Code that builds pages:
....................

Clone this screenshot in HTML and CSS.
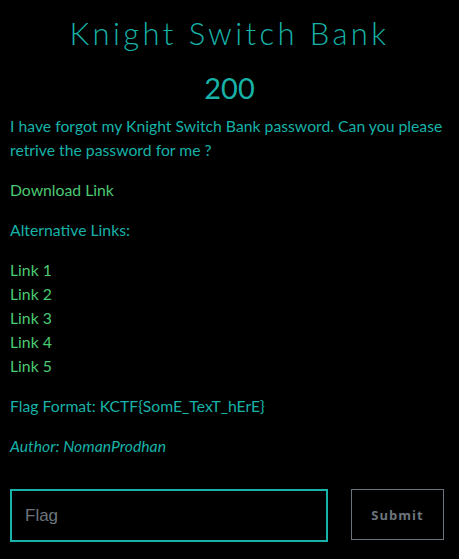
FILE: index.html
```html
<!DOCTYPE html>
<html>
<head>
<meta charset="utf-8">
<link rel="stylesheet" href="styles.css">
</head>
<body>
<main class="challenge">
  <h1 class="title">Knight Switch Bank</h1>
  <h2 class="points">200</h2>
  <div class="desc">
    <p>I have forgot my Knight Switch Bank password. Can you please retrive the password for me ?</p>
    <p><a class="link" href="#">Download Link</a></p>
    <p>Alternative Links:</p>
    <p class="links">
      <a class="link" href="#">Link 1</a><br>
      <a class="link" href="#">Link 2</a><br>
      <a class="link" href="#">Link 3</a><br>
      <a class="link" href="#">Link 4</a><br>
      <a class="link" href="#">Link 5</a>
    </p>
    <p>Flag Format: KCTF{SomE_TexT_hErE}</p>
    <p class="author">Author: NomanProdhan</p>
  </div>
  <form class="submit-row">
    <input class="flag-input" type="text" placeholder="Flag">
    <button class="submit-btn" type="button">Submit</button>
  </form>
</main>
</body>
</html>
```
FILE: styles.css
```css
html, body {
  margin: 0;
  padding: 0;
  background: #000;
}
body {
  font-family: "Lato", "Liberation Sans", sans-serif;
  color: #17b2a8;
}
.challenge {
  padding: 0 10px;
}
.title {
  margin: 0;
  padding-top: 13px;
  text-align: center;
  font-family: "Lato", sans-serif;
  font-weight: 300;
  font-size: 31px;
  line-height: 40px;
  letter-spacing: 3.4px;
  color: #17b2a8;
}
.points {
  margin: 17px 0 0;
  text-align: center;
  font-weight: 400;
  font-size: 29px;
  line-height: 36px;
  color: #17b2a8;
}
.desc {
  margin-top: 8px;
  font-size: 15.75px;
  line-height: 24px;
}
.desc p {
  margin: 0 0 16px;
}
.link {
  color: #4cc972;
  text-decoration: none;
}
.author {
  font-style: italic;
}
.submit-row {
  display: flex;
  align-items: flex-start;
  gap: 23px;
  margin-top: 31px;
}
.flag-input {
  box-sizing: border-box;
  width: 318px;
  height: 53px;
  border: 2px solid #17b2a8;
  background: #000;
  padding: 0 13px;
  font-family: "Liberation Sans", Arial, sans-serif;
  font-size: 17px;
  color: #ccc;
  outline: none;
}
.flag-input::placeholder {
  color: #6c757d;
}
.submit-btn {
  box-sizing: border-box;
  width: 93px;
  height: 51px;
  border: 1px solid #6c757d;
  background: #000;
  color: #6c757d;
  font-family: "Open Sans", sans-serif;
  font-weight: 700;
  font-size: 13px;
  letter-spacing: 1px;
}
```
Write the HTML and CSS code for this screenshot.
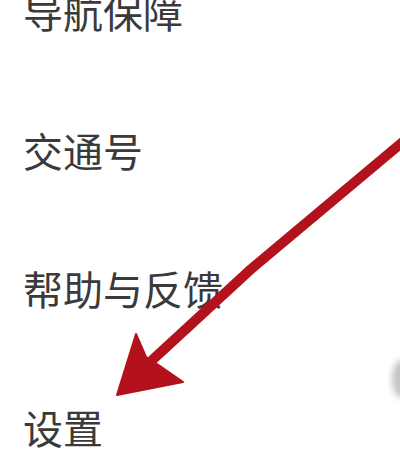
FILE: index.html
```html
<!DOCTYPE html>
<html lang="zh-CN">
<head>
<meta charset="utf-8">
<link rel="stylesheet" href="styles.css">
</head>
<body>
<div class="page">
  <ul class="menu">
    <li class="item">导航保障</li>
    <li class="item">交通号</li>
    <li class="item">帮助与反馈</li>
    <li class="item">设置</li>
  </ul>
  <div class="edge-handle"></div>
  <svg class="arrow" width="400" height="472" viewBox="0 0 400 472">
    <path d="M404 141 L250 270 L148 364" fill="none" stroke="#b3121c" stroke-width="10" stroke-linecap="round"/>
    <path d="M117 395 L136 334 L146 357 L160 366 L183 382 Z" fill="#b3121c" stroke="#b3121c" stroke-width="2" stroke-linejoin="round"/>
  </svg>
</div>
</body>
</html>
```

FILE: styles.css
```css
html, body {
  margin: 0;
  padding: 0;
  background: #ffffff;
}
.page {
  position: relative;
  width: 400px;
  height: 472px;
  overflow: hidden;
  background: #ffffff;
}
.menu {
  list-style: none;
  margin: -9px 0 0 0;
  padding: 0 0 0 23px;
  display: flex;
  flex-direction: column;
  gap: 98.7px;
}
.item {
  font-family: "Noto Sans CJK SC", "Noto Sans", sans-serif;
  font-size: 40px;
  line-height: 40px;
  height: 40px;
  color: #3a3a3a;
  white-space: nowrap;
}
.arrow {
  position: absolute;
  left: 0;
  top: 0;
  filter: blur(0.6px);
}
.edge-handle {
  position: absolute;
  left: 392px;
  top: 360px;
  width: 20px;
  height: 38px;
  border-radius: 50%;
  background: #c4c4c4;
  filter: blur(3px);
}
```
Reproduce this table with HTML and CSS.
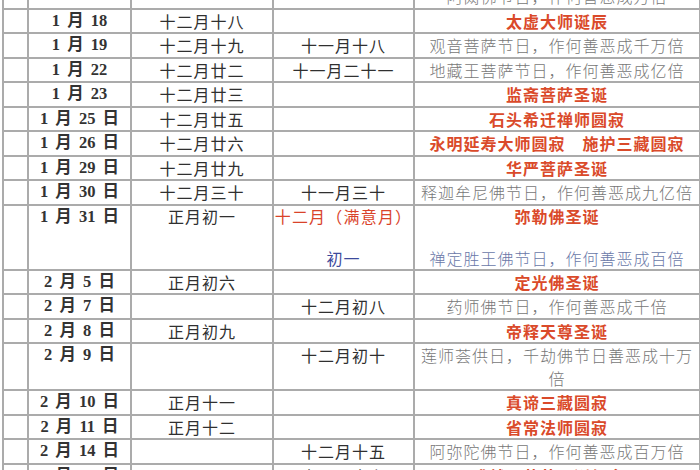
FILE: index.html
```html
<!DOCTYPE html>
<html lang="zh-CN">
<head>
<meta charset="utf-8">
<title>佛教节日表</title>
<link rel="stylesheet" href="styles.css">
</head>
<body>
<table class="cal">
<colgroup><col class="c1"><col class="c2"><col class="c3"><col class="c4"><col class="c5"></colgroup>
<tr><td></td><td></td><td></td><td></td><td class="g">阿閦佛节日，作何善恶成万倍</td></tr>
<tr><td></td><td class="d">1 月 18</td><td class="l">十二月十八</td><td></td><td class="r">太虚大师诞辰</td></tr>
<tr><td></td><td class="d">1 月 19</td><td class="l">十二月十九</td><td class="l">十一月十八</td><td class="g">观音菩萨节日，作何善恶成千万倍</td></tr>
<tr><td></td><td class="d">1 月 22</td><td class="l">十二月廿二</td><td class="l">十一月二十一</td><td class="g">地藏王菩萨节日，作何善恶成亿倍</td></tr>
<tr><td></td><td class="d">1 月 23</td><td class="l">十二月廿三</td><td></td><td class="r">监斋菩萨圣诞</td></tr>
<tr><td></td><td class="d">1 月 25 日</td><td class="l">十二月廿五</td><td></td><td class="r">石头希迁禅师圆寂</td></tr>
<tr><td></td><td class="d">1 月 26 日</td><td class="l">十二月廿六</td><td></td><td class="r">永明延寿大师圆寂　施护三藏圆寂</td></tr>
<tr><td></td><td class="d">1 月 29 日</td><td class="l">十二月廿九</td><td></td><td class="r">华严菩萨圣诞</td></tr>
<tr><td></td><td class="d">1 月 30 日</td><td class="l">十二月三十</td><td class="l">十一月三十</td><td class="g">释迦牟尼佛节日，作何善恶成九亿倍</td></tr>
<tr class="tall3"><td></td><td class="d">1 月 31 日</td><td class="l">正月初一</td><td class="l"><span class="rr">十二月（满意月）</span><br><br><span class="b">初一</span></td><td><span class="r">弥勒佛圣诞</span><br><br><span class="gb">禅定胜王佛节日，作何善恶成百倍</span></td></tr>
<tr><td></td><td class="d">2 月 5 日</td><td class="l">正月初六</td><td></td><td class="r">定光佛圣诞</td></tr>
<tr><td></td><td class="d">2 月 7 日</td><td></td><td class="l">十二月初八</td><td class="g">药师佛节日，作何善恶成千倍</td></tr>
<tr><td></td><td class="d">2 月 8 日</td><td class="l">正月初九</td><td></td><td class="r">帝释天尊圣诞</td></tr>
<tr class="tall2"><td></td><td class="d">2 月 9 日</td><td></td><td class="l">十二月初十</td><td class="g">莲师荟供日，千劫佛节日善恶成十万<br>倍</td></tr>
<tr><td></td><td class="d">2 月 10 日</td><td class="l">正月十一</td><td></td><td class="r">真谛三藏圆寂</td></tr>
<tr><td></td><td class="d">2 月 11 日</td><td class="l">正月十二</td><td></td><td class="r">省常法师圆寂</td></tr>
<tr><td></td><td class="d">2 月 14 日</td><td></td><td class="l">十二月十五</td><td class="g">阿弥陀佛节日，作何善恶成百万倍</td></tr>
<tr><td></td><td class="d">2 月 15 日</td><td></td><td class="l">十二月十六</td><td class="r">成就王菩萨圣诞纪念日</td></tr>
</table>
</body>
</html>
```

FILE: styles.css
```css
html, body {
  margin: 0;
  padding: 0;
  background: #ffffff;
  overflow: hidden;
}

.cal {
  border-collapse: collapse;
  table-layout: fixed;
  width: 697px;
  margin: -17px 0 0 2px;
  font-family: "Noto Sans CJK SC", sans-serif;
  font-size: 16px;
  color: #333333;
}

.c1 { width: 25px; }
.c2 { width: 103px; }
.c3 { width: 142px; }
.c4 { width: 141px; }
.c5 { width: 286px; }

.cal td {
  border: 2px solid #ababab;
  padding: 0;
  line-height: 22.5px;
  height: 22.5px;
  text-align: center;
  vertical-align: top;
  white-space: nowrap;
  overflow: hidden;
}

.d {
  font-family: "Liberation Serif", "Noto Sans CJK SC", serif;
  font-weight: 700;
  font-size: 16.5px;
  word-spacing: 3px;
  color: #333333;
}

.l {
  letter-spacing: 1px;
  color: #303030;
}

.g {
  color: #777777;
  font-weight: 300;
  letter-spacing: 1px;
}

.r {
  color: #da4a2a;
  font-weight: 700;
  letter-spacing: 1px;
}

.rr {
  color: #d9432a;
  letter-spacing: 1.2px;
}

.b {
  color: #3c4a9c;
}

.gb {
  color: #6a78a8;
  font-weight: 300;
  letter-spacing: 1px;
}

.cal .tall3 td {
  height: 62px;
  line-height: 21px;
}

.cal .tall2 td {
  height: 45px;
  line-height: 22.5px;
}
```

....................

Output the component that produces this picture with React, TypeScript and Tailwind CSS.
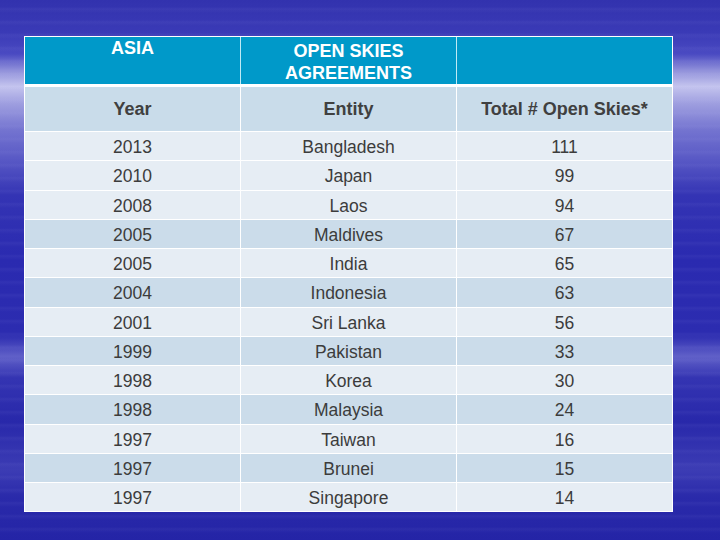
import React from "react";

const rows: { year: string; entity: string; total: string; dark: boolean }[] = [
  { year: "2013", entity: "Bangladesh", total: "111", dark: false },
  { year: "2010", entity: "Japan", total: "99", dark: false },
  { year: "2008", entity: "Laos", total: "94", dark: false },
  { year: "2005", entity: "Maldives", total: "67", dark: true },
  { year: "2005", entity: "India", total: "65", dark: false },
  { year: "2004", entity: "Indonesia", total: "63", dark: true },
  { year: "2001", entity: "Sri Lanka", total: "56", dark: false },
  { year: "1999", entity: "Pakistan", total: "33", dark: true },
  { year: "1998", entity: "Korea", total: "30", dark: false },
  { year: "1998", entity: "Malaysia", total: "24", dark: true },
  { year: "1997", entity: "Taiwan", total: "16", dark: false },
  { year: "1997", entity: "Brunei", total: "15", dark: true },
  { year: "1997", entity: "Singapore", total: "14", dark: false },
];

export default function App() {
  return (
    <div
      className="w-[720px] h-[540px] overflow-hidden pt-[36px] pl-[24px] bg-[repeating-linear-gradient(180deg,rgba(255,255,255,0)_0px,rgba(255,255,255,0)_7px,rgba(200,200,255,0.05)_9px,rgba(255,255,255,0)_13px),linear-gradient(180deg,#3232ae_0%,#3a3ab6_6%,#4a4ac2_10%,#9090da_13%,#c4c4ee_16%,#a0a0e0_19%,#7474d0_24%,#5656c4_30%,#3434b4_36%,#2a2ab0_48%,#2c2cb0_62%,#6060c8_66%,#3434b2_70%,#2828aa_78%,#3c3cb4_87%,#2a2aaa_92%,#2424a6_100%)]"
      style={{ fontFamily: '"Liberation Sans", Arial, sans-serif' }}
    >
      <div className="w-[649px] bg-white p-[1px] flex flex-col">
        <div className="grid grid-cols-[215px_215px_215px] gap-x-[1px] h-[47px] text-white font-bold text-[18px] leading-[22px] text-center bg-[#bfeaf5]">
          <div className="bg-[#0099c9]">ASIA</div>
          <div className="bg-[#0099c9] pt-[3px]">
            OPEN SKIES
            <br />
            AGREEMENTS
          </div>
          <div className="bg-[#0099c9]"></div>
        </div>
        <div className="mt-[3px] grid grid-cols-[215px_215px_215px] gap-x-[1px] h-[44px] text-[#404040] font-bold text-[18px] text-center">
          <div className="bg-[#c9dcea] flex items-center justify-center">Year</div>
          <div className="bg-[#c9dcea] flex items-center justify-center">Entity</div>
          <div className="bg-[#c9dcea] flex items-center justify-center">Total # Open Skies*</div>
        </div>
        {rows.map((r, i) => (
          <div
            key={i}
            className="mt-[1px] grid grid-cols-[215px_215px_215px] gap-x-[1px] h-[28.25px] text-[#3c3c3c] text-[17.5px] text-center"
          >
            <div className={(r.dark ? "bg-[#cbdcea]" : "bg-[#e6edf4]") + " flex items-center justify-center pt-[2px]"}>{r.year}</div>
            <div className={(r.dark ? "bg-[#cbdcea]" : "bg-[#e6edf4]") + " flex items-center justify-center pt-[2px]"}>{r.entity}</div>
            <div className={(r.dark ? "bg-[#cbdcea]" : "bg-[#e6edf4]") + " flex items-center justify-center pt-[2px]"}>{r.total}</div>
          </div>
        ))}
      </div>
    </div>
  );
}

....................

▶ SET PROBLEM: Check each line of the entries above for the word "table". List the ones that have it.

▶ THE RESULT:
Reproduce this table with HTML and CSS.
<table class="cal">
</table>
  table-layout: fixed;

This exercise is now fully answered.